Single by JPEGMafia and Danny Brown

from the album Scaring the Hoes
- Released: March 13, 2023
- Genre: Hip hop; alternative hip hop;
- Length: 1:48
- Songwriters: Barrington Hendricks; Daniel Dewan Sewell;
- Producer: JPEGMafia

JPEGMafia singles chronology
| "Dirt" (2022) | "Lean Beef Patty" (2023) | "Scaring the Hoes" (2023) |

Danny Brown singles chronology
| "Buzzcut" (2021) | "Lean Beef Patty" (2023) | "Scaring the Hoes" (2023) |

= Lean Beef Patty =

2023 single by JPEGMafia and Danny Brown

"Lean Beef Patty" is a song by the American rappers JPEGMafia and Danny Brown. It was released as the lead single from the duo's 2023 collaborative album Scaring the Hoes on March 13, 2023. The song features sole production from JPEGMafia and was released alongside a music video.

The song was released to positive reception from critics, who praised the experimental production from JPEGMafia, as well as the chemistry between JPEGMafia and Brown.

== Background ==
A collaborative album from JPEGMafia and Danny Brown was announced in 2022, following a Smoker's Club Fest performance by the two. On January 15, 2023, JPEGMafia shared images of Brown and himself working in the studio via Twitter and revealed that the first single from the album would be released in the same year. In episode 43 of The Danny Brown Show podcast (aired February 28, 2023), Brown invited JPEGMafia on the show to talk about the album, where they previewed the what would eventually become "Lean Beef Patty". The song was released on March 13, alongside a music video.

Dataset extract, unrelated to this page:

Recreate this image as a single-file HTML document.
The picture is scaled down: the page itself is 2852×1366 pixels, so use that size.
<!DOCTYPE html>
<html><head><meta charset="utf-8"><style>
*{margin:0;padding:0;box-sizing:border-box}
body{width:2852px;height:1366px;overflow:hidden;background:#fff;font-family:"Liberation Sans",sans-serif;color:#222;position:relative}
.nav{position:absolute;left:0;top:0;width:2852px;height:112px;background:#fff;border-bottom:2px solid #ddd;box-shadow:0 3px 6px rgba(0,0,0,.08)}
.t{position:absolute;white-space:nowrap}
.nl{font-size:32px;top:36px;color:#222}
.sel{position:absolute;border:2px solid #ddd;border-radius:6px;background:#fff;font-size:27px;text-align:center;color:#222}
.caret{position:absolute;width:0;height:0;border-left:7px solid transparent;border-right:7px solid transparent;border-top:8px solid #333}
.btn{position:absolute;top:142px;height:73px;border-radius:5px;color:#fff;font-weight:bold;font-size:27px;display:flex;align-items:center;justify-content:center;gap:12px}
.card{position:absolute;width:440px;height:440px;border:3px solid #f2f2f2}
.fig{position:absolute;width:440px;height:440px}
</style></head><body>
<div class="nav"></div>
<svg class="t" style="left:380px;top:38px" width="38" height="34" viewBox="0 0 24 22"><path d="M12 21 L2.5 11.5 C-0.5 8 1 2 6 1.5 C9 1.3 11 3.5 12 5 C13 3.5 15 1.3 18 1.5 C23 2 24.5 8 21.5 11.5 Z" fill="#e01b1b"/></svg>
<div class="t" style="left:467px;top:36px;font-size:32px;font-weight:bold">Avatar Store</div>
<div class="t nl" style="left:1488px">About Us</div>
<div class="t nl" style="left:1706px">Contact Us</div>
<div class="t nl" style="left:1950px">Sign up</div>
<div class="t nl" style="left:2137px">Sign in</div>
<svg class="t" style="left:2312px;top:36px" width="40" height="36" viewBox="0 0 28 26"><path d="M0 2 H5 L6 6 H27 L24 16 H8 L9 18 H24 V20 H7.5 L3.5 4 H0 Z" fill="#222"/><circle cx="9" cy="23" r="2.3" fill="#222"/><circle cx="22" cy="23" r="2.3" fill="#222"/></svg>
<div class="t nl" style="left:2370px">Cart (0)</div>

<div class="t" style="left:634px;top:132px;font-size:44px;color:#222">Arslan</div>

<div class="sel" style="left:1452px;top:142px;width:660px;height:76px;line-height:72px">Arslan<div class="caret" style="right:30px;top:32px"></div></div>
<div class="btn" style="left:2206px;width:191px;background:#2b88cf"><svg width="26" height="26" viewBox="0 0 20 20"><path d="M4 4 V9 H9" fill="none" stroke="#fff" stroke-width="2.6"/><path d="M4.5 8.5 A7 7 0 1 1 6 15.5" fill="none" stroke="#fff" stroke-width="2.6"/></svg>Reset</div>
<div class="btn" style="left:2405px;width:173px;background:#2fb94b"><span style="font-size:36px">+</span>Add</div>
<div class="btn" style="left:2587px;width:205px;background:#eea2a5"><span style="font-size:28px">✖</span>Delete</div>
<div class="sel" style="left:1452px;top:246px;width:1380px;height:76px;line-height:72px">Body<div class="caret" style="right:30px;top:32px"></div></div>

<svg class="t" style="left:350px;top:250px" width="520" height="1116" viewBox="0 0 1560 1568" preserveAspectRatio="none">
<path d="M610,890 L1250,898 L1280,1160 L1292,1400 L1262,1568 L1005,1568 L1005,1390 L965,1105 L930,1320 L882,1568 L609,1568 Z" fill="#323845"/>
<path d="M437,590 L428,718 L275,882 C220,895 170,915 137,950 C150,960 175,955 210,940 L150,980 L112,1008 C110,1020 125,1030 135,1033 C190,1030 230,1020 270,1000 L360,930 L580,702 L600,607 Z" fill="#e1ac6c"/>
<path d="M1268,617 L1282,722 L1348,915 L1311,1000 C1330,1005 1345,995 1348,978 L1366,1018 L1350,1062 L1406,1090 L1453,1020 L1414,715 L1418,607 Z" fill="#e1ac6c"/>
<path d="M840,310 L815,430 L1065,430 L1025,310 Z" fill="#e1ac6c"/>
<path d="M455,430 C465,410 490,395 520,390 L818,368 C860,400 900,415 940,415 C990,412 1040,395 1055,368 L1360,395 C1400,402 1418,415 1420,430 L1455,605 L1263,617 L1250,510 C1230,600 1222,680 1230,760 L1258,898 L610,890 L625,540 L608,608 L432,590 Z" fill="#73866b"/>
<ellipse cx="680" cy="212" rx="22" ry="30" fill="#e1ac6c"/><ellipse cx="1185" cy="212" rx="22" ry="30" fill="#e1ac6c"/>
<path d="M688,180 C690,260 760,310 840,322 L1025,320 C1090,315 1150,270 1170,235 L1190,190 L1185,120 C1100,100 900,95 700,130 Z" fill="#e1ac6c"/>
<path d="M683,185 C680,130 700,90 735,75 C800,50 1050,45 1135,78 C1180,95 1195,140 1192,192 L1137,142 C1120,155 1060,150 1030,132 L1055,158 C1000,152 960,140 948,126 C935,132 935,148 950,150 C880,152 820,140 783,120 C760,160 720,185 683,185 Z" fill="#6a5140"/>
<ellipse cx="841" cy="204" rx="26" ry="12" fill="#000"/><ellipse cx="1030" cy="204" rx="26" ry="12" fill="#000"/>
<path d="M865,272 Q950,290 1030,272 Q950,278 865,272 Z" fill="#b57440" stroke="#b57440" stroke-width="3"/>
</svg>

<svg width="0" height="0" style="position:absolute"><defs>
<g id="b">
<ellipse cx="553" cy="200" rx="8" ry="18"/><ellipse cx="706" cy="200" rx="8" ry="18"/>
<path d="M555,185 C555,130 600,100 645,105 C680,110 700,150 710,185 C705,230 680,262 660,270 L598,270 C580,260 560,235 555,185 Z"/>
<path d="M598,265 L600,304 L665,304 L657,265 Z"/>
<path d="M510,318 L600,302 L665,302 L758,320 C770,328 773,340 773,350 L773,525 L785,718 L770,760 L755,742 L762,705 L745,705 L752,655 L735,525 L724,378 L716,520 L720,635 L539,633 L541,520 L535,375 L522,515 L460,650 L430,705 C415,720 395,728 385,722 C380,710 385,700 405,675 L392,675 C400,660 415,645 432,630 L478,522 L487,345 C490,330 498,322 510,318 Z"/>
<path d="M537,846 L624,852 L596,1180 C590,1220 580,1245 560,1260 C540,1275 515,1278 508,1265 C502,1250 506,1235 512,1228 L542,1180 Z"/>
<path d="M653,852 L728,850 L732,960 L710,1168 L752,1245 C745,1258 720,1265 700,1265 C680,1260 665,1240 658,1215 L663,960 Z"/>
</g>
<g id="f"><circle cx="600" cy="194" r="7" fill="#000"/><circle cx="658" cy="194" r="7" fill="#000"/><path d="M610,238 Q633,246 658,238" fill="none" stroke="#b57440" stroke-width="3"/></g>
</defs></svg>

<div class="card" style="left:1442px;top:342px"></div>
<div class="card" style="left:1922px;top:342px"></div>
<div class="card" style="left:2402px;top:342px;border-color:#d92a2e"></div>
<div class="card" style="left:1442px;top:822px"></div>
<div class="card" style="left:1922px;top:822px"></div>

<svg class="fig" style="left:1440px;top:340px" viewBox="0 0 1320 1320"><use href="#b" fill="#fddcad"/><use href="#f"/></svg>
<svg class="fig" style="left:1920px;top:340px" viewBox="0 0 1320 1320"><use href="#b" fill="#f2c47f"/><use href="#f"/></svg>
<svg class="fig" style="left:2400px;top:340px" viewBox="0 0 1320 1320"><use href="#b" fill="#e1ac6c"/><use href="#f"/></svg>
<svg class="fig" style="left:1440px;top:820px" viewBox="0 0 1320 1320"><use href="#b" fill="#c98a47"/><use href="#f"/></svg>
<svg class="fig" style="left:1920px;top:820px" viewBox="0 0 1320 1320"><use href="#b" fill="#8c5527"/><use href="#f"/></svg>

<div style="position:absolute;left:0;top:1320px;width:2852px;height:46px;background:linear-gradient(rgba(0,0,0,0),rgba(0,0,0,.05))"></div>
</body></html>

The song title is a reference to popular online fitness creator LeanBeefPatty.

== Composition and themes ==
"Lean Beef Patty" is an experimental hip hop song, influenced by industrial music. JPEGMafia's verse on the track features several name drops of controversial figures, including Elon Musk, Papa John, Hulk Hogan, and Kanye West. His verse has been described as chaotic and abrasive. Brown's verse was considered energetic by reviewers, but with less strength than that of JPEGMafia.

The song is composed around a sample of the song "I Need a Girl (Part Two)" by American rapper Diddy, which leads into strong synths and bass drums.

== Reception ==
"Lean Beef Patty" received positive reviews from critics, who praised the production of the song as well as the chemistry between JPEGMafia and Danny Brown.